Saturday, 2 May 2015

Cabbage, Glutamine and The Gut

Cabbage is a cruciferous vegetable belonging to the same Brassica genus as broccoli, kale, watercress, brussel sprouts, turnips and rape seed. Cabbage has historically been grown in cooler climates where it yields a higher weight per acre of land in comparison to other crops. The main varieties of cabbage are savoy cabbage, green cabbage and red cabbage. While red cabbage and green cabbage tend to have smooth leaves, savory cabbage has more ruffled leaves that give it a distinctive shape. Cabbage is highly nutrient dense and contains high amounts of vitamin C, folic acid, vitamin B6. As with most fruits and vegetables, cabbage is also high in potassium, and in addition contains high amounts of calcium, magnesium and manganese.

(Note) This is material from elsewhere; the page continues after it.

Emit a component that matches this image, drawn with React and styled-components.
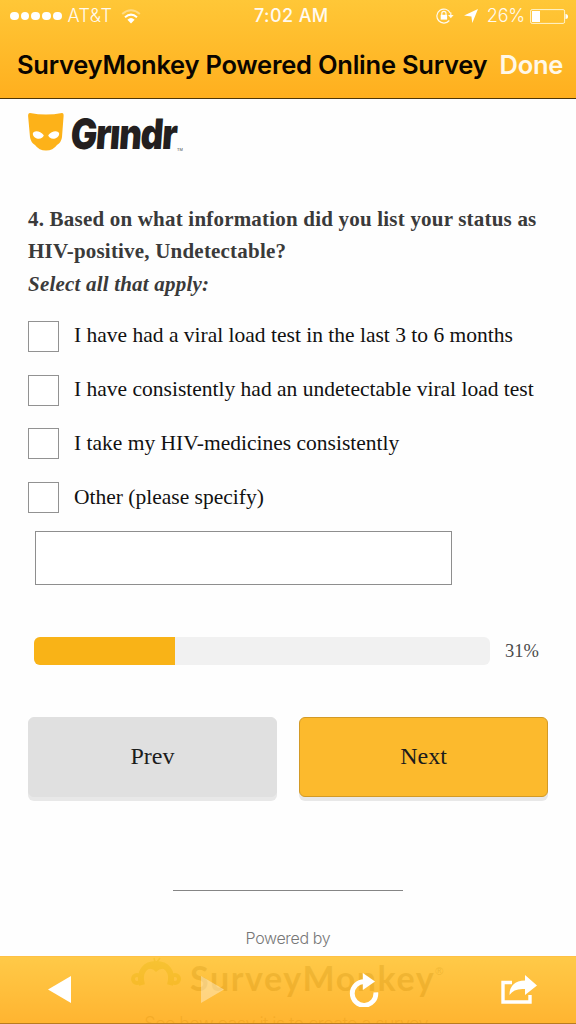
import React, { useState } from 'react';
import styled, { createGlobalStyle } from 'styled-components';

const GlobalStyle = createGlobalStyle`
  * {
    box-sizing: border-box;
  }

  body {
    margin: 0;
    background: #fefefe;
    overflow: hidden;
  }
`;

const Screen = styled.div`
  position: relative;
  width: 576px;
  height: 1024px;
  overflow: hidden;
  background: #fefefe;
  font-family: "Liberation Serif", "Times New Roman", serif;
  white-space: nowrap;
`;

const Header = styled.header`
  height: 99px;
  background: linear-gradient(#ffc737, #ffaf1e);
  border-bottom: 1px solid #4d3508;
  font-family: Inter, "Liberation Sans", sans-serif;
`;

const StatusBar = styled.div`
  height: 32px;
  padding: 0 8px 0 10px;
  display: grid;
  grid-template-columns: 244px 1fr auto;
  align-items: center;
  color: #fffaf0;
`;

const StatusGroup = styled.div`
  display: flex;
  align-items: center;
`;

const Signal = styled.div`
  display: flex;
  gap: 1.9px;
  margin-right: 6px;
`;

const Dot = styled.span`
  width: 8.8px;
  height: 8.8px;
  border-radius: 50%;
  background: #fff;
`;

const StatusText = styled.span`
  font-size: 18px;
  line-height: 32px;
  font-weight: ${({ weight }) => weight || 400};
  letter-spacing: ${({ spacing }) => spacing || '0'};
`;

const StatusIcon = styled.svg`
  display: block;
  margin-left: ${({ gap }) => gap}px;
`;

const TitleBar = styled.div`
  height: 64px;
  padding: 0 13px 0 17px;
  display: flex;
  align-items: center;
  justify-content: space-between;
`;

const Title = styled.h1`
  margin: 0;
  font-size: 25.5px;
  font-weight: 600;
  letter-spacing: -0.24px;
  color: #0a0500;
`;

const Done = styled.button`
  padding: 0;
  border: 0;
  background: none;
  font: 600 25.5px Inter, "Liberation Sans", sans-serif;
  letter-spacing: -0.3px;
  color: #fff8e8;
`;

const Page = styled.main`
  padding: 14px 28px 0;
`;

const Brand = styled.div`
  display: flex;
  height: 40px;
`;

const Wordmark = styled.div`
  width: 106px;
  margin-left: 7px;
  font: 900 42px/41px Inter, sans-serif;
  letter-spacing: -1.6px;
  color: #231f20;
  transform: scaleX(0.84) skewX(-5deg);
  transform-origin: 0 50%;
`;

const Trademark = styled.span`
  align-self: flex-end;
  font: 4px/6px "Liberation Sans", sans-serif;
  color: #444;
`;

const Question = styled.h2`
  margin: 50px 0 21px;
  font-size: 21px;
  line-height: 32.3px;
  font-weight: bold;
  letter-spacing: 0.2px;
  color: #3a3a3a;
`;

const Options = styled.div`
  display: grid;
  row-gap: 22.8px;
`;

const Option = styled.label`
  height: 31px;
  display: flex;
  align-items: center;
  font-size: 21.5px;
  color: #111;

  span {
    margin: -1px 0 0 15px;
  }
`;

const Checkbox = styled.input`
  appearance: none;
  width: 31px;
  height: 31px;
  margin: 0;
  border: 1px solid #929292;
  background: #fff;
`;

const OtherField = styled.input`
  display: block;
  width: 417px;
  height: 54px;
  margin: 18px 0 0 7px;
  border: 1px solid #8e8e8e;
  border-radius: 0;
  background: #fff;
`;

const Progress = styled.div`
  display: flex;
  align-items: center;
  margin: 52px 0 0 6px;
  font-size: 18.5px;
  line-height: 28px;
  color: #4a4a4a;
`;

const Track = styled.div`
  width: 456px;
  height: 28px;
  margin-right: 15px;
  overflow: hidden;
  border-radius: 6px;
  background: #f1f1f1;
`;

const Fill = styled.div`
  height: 100%;
  background: #f9b317;
`;

const Buttons = styled.div`
  display: grid;
  grid-template-columns: 249px 249px;
  justify-content: space-between;
  margin-top: 52px;
`;

const Button = styled.button`
  height: 80px;
  padding: 0 0 2px;
  border: 1px solid ${({ $primary }) => ($primary ? '#d39a26' : '#e0e0e0')};
  border-radius: 6px;
  background: ${({ $primary }) => ($primary ? '#fcba2d' : '#e0e0e0')};
  box-shadow: 0 4px 0 #e8e8e8;
  font: 24px "Liberation Serif", serif;
  color: #1c1c1c;
`;

const Footer = styled.footer`
  display: flex;
  flex-direction: column;
  align-items: center;
  margin-top: 93px;
  font-family: "Liberation Sans", sans-serif;
`;

const Rule = styled.div`
  width: 230px;
  height: 1px;
  background: #858585;
`;

const Powered = styled.div`
  margin-top: 37px;
  font: 300 16px/20px Inter, "Liberation Sans", sans-serif;
  letter-spacing: -0.35px;
  color: #777;
`;

const MonkeyBrand = styled.div`
  display: flex;
  width: 314px;
  height: 56px;
  margin-top: 9px;
  color: #444;
`;

const MonkeyName = styled.span`
  margin-left: 9px;
  font: 700 34px/42px Lato, sans-serif;
  letter-spacing: 1.6px;
`;

const Registered = styled.span`
  font: 11px/28px "Liberation Sans", sans-serif;
`;

const SurveyLink = styled.div`
  font: 300 18px/22px Inter, sans-serif;
  letter-spacing: -0.6px;
  color: #777;
`;

const Toolbar = styled.nav`
  position: absolute;
  left: 0;
  right: 0;
  bottom: 0;
  height: 68px;
  display: flex;
  align-items: center;
  padding-left: 48px;
  border-top: 1px solid rgba(255, 196, 75, 0.8);
  border-bottom: 1px solid #b97c20;
  background: linear-gradient(rgba(255, 197, 56, 0.92), rgba(255, 174, 31, 0.92));
`;

const ToolButton = styled.button`
  margin: 0 ${({ $space }) => $space || 0}px 0 0;
  padding: 0;
  border: 0;
  background: none;
  line-height: 0;
  opacity: ${({ disabled }) => (disabled ? 0.36 : 1)};
`;

const answers = [
  'I have had a viral load test in the last 3 to 6 months',
  'I have consistently had an undetectable viral load test',
  'I take my HIV-medicines consistently',
  'Other (please specify)',
];

const Wifi = () => (
  <StatusIcon gap={9} width="20" height="15" viewBox="0 0 20 15" fill="none" stroke="#fff" strokeWidth="2">
    <path d="M1.2 5Q10-2.5 18.8 5" opacity=".4" />
    <path d="M4 8.2Q10 3 16 8.2" />
    <path d="M6.4 10.8Q10 7.2 13.6 10.8L10 14.4Z" fill="#fff" stroke="none" />
  </StatusIcon>
);

const RotationLock = () => (
  <StatusIcon gap={0} width="18" height="16" viewBox="0 0 18 16" fill="none" stroke="#fffaf0" strokeWidth="1.2">
    <path d="M14.2 5A7 7 0 1 0 13.3 12.5M14.8 7V4.5" />
    <path d="M12 7H17.6L14.8 10.2Z" fill="#fffaf0" stroke="none" />
    <path d="M5.8 7V5.4a2.1 2.1 0 0 1 4.2 0V7" />
    <path d="M4.7 6.8h6.4v4.8H4.7z" fill="#fff" stroke="none" />
  </StatusIcon>
);

const Mask = () => (
  <svg width="36" height="38" viewBox="0 0 36 38">
    <path
      d="M2 0Q18 3 34 0Q35.8 0 35.6 3L34 24Q33.5 29 29 32Q25 37.5 18 37.5T7 32Q2.5 29 2 24L.1 3Q0 0 2 0Z"
      fill="#fdb219"
    />
    <path
      d="M4.8 20.7C5 17.5 12 17 15.8 22.3C14.5 27.5 5.3 26.5 4.8 20.7ZM31.2 20.7C31 17.5 24 17 20.2 22.3C21.5 27.5 30.7 26.5 31.2 20.7Z"
      fill="#fff"
    />
  </svg>
);

const Monkey = () => (
  <svg width="50" height="34" viewBox="0 0 50 34" fill="none" stroke="#93b400">
    <path d="M11 28C7 14 15 7 25 7S43 14 39 28" strokeWidth="6" />
    <path d="M14 14Q20 9 25 15Q31 9 37 14L35 8L25 4L15 8Z" fill="#93b400" stroke="none" />
    <circle cx="6" cy="22" r="4" strokeWidth="4" />
    <circle cx="44" cy="22" r="4" strokeWidth="4" />
    <path d="M24 5L23 1M26 5L29 1" strokeWidth="1.5" />
  </svg>
);

const App = () => {
  const [checked, setChecked] = useState([]);
  const progress = 31;

  const toggle = (index) => {
    setChecked(checked.includes(index) ? checked.filter((i) => i !== index) : [...checked, index]);
  };

  return (
    <>
      <GlobalStyle />
      <Screen>
        <Header>
          <StatusBar>
            <StatusGroup>
              <Signal>
                {[1, 2, 3, 4, 5].map((n) => <Dot key={n} />)}
              </Signal>
              <StatusText weight={300} spacing="0.4px">AT&amp;T</StatusText>
              <Wifi />
            </StatusGroup>
            <StatusText weight={500} spacing="0.4px">7:02 AM</StatusText>
            <StatusGroup>
              <RotationLock />
              <StatusIcon gap={10} width="14" height="14" viewBox="0 0 14 14">
                <path d="M14 0L8.3 14L7.4 7.4L0 6.4Z" fill="#fff" />
              </StatusIcon>
              <StatusText weight={300} spacing="-0.2px">&ensp;26%</StatusText>
              <StatusIcon gap={5} width="38" height="15" viewBox="0 0 38 15">
                <rect x=".6" y=".6" width="34" height="13.8" rx="1.5" fill="none" stroke="#fff4cf" />
                <path d="M2 2H10V13H2Z" fill="#fff" />
                <path d="M35.5 5Q38 5 38 7.5Q38 10 35.5 10Z" fill="#fff" />
              </StatusIcon>
            </StatusGroup>
          </StatusBar>
          <TitleBar>
            <Title>SurveyMonkey Powered Online Survey</Title>
            <Done>Done</Done>
          </TitleBar>
        </Header>

        <Page>
          <Brand>
            <Mask />
            <Wordmark>Grındr</Wordmark>
            <Trademark>TM</Trademark>
          </Brand>

          <Question>
            4. Based on what information did you list your status as<br />
            HIV-positive, Undetectable?<br />
            <em>Select all that apply:</em>
          </Question>

          <Options>
            {answers.map((answer, index) => (
              <Option key={answer}>
                <Checkbox type="checkbox" checked={checked.includes(index)} onChange={() => toggle(index)} />
                <span>{answer}</span>
              </Option>
            ))}
          </Options>
          <OtherField type="text" />

          <Progress>
            <Track>
              <Fill style={{ width: `${progress}%` }} />
            </Track>
            {progress}%
          </Progress>

          <Buttons>
            <Button>Prev</Button>
            <Button $primary>Next</Button>
          </Buttons>

          <Footer>
            <Rule />
            <Powered>Powered by</Powered>
            <MonkeyBrand>
              <Monkey />
              <MonkeyName>SurveyMonkey</MonkeyName>
              <Registered>®</Registered>
            </MonkeyBrand>
            <SurveyLink>See how easy it is to create a survey.</SurveyLink>
          </Footer>
        </Page>

        <Toolbar>
          <ToolButton $space={129}>
            <svg width="24" height="28" viewBox="0 0 24 28"><path d="M23 0V27L0 13.5Z" fill="#fff" /></svg>
          </ToolButton>
          <ToolButton $space={124} disabled>
            <svg width="24" height="28" viewBox="0 0 24 28"><path d="M0 0V27L23 13.5Z" fill="#fff" /></svg>
          </ToolButton>
          <ToolButton $space={122}>
            <svg width="30" height="34" viewBox="0 0 30 34">
              <path d="M15.5 8.7A11.8 11.8 0 1 0 26.8 19.4" fill="none" stroke="#fff" strokeWidth="4.8" />
              <path d="M13.8 0L26 8.5L13.8 17Z" fill="#fff" />
            </svg>
          </ToolButton>
          <ToolButton>
            <svg width="36" height="30" viewBox="0 0 36 30">
              <path d="M11 7.5H2V27H29V20" fill="none" stroke="#fff" strokeWidth="3.4" />
              <path d="M24 0L36 10.5L24 20V14Q13 13 8.5 20Q8.5 6 24 5.5Z" fill="#fff" />
            </svg>
          </ToolButton>
        </Toolbar>
      </Screen>
    </>
  );
};

export default App;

Of course as with all minerals, the content in the plant material is dependent on the soil concentrations of minerals. In addition, cabbage is rich is the amino acid L-glutamine, and this gives it some unique properties.
L-glutamine is an amino acid that plays an important role in protein metabolism through its ability to take part in the transfer of nitrogen groups between amino acids. In this regard it works closely with another structurally similar amino acid called glutamate. Glutamine is particularly concentrated in muscle tissue, and can be used as a source of energy by neurones. Enterocytes also utilise large amounts of glutamine and for this reason much of the ingested glutamine never makes it into blood, instead being used up in the enterocytes of the gut and a fuel source. The ability of glutamine to fuel enterocytes increases their growth rates and glutamine is therefore effective as a healing agent for the gut. This explains the ability of cabbage to help with the treatment of gastrointestinal complaints including the treatment of peptic ulcers. Originally the component of cabbage that was beneficial to the gut was identified as vitamin U, but this was later subsequently identified and L-glutamine.